> [Problem to solve]: Locate every line in the records below that holds the word "screenshot" and return each one.
◇ ◇ ◇ ◇ ◇ ◇ ◇
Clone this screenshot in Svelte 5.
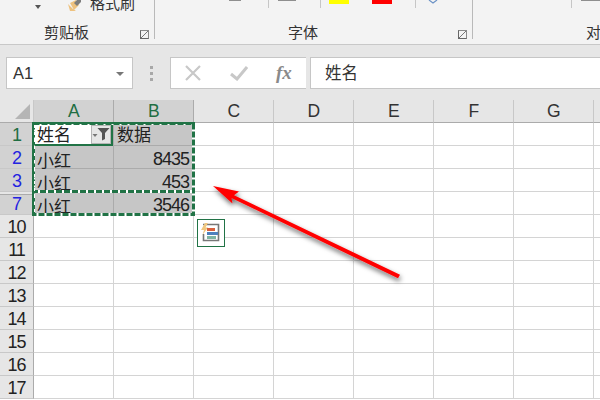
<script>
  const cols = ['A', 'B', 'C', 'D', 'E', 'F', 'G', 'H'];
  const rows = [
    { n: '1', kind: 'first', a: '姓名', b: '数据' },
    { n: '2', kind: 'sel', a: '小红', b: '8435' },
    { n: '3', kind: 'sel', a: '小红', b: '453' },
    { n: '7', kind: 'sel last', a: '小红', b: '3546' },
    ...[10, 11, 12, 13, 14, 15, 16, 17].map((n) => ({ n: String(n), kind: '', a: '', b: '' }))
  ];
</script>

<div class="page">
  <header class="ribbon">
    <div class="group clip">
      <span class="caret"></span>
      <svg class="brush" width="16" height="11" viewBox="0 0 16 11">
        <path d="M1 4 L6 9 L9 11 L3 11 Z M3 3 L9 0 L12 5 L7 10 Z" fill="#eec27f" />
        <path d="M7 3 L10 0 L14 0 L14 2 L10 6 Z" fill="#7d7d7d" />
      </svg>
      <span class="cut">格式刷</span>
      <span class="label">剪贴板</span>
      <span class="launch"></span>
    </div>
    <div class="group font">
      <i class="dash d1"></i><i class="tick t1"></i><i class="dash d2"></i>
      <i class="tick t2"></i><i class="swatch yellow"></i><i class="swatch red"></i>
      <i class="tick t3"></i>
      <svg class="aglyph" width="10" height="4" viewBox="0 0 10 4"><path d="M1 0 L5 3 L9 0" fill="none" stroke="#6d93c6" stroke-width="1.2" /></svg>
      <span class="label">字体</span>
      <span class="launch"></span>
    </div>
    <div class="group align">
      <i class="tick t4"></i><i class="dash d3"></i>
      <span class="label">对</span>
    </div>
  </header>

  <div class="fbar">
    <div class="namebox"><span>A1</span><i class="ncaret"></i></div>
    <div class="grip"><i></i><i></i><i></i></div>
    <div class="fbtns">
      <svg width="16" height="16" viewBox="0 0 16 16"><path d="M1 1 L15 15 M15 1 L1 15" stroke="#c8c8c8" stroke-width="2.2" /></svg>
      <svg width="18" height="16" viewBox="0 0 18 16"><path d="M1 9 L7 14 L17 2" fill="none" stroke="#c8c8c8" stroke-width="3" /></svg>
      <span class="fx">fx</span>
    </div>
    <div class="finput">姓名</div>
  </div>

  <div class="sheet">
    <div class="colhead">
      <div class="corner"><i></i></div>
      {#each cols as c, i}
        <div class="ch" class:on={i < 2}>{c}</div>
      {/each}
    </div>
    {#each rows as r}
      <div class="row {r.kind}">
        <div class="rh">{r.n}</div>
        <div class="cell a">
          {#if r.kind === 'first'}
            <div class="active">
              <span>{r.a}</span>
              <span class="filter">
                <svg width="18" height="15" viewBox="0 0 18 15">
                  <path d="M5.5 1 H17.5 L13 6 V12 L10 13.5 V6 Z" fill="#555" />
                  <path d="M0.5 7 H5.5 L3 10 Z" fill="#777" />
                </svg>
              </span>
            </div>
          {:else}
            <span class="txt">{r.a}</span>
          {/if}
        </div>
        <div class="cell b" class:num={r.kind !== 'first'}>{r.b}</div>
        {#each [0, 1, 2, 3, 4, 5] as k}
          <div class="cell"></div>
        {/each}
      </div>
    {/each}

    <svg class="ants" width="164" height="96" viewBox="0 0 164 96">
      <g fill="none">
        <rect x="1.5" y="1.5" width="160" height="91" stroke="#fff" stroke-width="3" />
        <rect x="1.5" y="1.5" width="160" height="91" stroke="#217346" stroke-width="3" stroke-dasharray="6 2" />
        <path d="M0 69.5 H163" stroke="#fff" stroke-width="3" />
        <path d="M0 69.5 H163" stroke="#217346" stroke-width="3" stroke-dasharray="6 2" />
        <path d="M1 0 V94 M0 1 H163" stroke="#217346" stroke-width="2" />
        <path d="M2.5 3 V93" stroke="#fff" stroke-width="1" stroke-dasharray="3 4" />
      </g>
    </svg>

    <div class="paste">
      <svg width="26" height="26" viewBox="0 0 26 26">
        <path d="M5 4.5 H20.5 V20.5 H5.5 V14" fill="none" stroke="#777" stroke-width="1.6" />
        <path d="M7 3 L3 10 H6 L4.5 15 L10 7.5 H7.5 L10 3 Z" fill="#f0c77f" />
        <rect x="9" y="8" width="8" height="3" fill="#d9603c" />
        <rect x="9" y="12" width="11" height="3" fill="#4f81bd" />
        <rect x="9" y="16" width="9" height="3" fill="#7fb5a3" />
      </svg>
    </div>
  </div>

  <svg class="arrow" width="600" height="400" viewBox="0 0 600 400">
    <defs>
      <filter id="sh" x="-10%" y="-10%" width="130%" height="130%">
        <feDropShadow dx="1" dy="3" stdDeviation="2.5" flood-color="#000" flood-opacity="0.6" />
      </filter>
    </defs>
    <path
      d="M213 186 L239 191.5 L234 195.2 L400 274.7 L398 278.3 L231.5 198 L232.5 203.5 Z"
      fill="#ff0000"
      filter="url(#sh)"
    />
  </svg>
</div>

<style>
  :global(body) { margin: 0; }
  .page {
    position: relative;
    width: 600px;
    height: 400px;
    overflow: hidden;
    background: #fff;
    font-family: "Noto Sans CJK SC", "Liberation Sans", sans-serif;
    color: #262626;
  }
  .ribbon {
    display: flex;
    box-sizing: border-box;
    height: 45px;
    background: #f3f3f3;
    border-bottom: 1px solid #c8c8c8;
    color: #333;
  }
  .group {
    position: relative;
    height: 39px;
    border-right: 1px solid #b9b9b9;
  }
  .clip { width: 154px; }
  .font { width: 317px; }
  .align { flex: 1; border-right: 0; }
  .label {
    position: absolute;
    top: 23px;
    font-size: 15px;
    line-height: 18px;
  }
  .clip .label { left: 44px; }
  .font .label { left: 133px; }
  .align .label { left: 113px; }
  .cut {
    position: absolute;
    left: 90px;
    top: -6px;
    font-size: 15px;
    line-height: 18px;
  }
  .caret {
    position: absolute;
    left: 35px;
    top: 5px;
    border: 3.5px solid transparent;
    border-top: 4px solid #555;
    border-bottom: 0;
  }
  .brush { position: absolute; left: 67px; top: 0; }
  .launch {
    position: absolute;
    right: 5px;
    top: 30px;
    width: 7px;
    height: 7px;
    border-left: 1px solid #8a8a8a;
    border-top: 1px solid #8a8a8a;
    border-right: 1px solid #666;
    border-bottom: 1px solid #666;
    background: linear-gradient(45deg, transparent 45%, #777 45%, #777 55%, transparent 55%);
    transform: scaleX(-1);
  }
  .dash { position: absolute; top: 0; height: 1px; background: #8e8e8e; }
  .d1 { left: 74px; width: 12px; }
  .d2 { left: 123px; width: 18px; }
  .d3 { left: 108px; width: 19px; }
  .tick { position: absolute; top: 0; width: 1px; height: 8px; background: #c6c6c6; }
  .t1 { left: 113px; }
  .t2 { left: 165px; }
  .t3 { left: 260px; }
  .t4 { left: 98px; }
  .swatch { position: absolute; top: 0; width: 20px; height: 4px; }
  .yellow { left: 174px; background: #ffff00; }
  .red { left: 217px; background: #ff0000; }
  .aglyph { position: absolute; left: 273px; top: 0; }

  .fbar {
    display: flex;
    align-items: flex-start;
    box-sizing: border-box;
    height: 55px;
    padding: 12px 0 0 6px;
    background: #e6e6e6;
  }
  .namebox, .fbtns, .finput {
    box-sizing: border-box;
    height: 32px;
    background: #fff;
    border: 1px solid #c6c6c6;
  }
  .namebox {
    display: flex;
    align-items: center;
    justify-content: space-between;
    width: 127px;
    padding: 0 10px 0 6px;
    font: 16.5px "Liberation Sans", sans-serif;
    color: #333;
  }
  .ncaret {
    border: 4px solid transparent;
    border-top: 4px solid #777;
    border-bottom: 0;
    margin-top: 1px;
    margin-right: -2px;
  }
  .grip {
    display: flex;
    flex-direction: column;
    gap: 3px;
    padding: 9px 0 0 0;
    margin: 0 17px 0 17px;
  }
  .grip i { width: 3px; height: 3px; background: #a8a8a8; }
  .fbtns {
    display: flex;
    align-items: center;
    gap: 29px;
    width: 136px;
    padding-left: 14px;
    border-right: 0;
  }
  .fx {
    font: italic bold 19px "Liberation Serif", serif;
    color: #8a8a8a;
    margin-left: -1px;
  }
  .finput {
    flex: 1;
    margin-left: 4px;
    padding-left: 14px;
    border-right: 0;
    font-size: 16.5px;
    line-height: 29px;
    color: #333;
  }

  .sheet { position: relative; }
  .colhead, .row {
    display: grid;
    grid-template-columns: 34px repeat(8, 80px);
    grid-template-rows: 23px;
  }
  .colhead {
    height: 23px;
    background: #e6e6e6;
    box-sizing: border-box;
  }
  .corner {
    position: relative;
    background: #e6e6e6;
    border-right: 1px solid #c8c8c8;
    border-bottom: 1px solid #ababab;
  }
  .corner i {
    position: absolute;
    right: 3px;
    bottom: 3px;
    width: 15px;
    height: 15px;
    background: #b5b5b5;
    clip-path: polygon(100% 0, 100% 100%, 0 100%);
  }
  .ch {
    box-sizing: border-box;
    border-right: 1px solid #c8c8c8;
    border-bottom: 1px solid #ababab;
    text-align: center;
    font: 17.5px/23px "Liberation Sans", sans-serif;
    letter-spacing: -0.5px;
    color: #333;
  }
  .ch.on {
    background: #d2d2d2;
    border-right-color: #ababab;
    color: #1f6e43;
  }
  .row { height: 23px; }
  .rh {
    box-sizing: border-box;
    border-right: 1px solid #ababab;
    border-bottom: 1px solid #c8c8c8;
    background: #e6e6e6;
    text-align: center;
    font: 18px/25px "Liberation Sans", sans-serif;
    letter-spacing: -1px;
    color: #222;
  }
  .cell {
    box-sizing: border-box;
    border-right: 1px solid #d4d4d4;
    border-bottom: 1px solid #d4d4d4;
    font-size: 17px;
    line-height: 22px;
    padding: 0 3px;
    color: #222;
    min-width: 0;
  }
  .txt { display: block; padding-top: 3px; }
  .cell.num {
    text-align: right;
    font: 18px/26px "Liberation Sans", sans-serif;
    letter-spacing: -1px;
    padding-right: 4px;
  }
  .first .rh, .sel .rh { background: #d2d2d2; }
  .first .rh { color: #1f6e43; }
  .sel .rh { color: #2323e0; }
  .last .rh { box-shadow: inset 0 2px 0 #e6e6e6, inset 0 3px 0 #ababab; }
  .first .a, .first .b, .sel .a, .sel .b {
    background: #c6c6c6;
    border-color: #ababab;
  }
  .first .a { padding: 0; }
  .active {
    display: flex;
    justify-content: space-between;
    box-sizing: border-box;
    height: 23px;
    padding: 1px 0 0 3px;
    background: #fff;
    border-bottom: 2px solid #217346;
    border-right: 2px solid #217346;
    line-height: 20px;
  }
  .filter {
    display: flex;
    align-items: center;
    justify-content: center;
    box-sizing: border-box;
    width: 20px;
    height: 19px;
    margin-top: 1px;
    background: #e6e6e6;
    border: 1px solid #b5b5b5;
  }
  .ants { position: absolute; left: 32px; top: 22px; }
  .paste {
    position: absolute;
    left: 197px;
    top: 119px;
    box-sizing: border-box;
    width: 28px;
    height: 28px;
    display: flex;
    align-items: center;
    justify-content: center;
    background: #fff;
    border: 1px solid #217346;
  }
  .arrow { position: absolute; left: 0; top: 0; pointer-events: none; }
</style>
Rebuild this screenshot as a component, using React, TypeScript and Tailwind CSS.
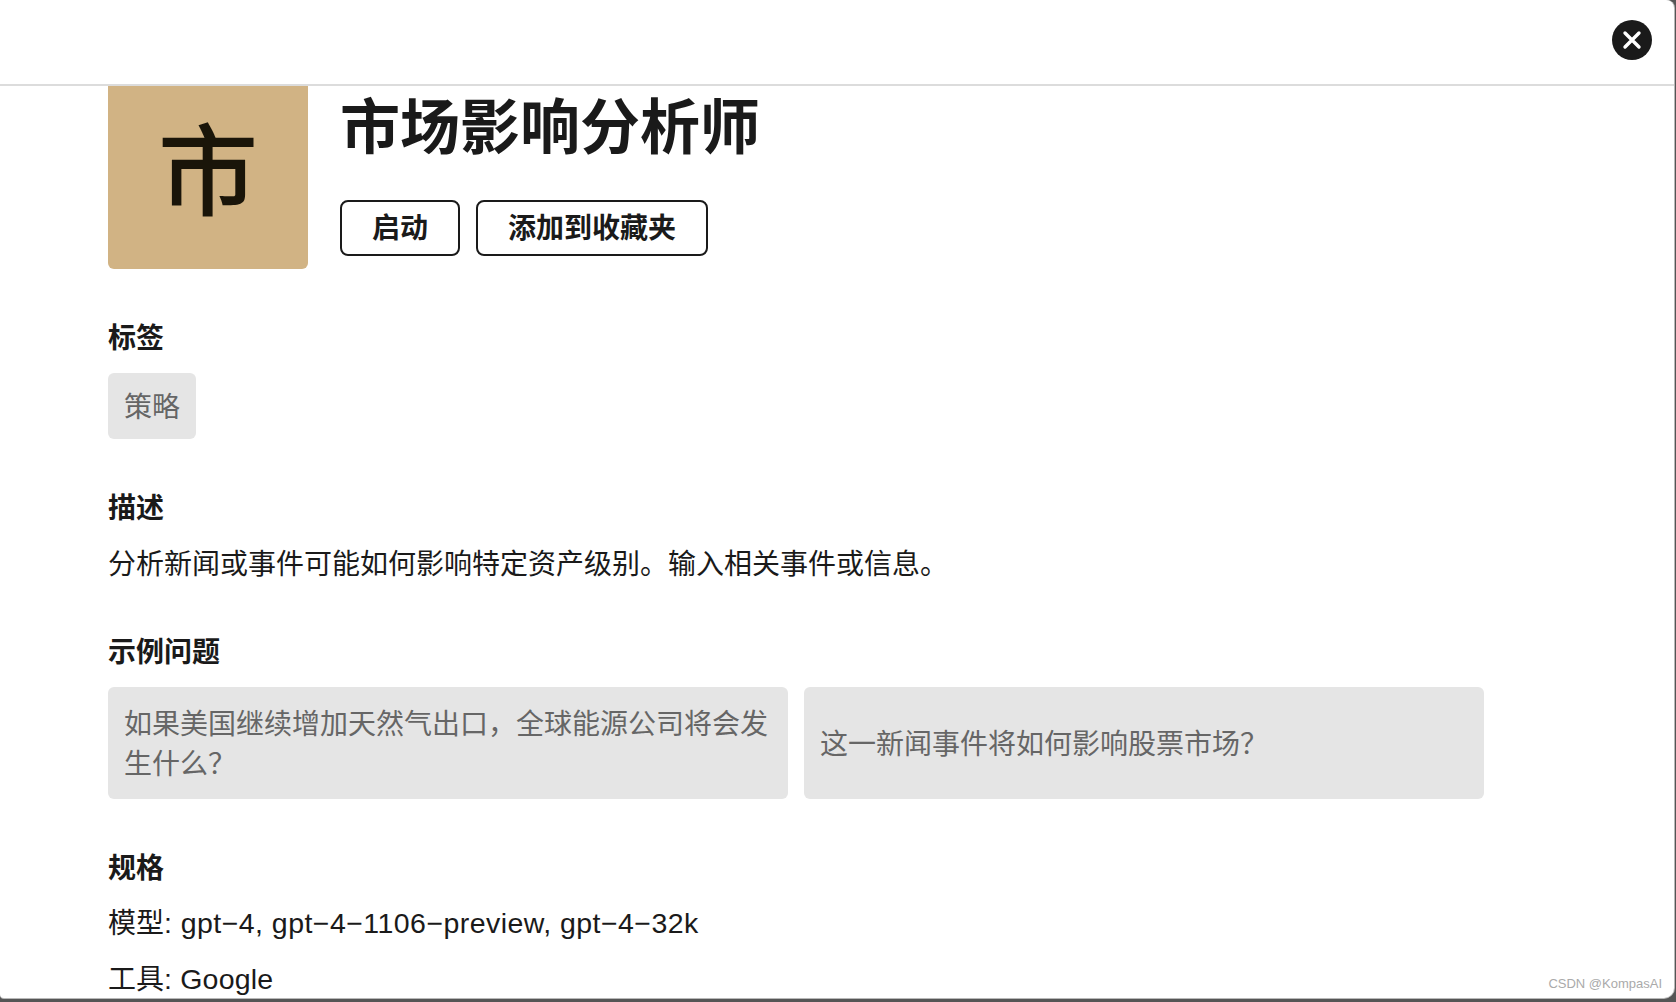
◇ ◇ ◇ ◇ ◇ ◇ ◇
> [Response below]:
Clone this screenshot in Svelte 5.
Rebuild this screenshot as a component, using React, TypeScript and Tailwind CSS.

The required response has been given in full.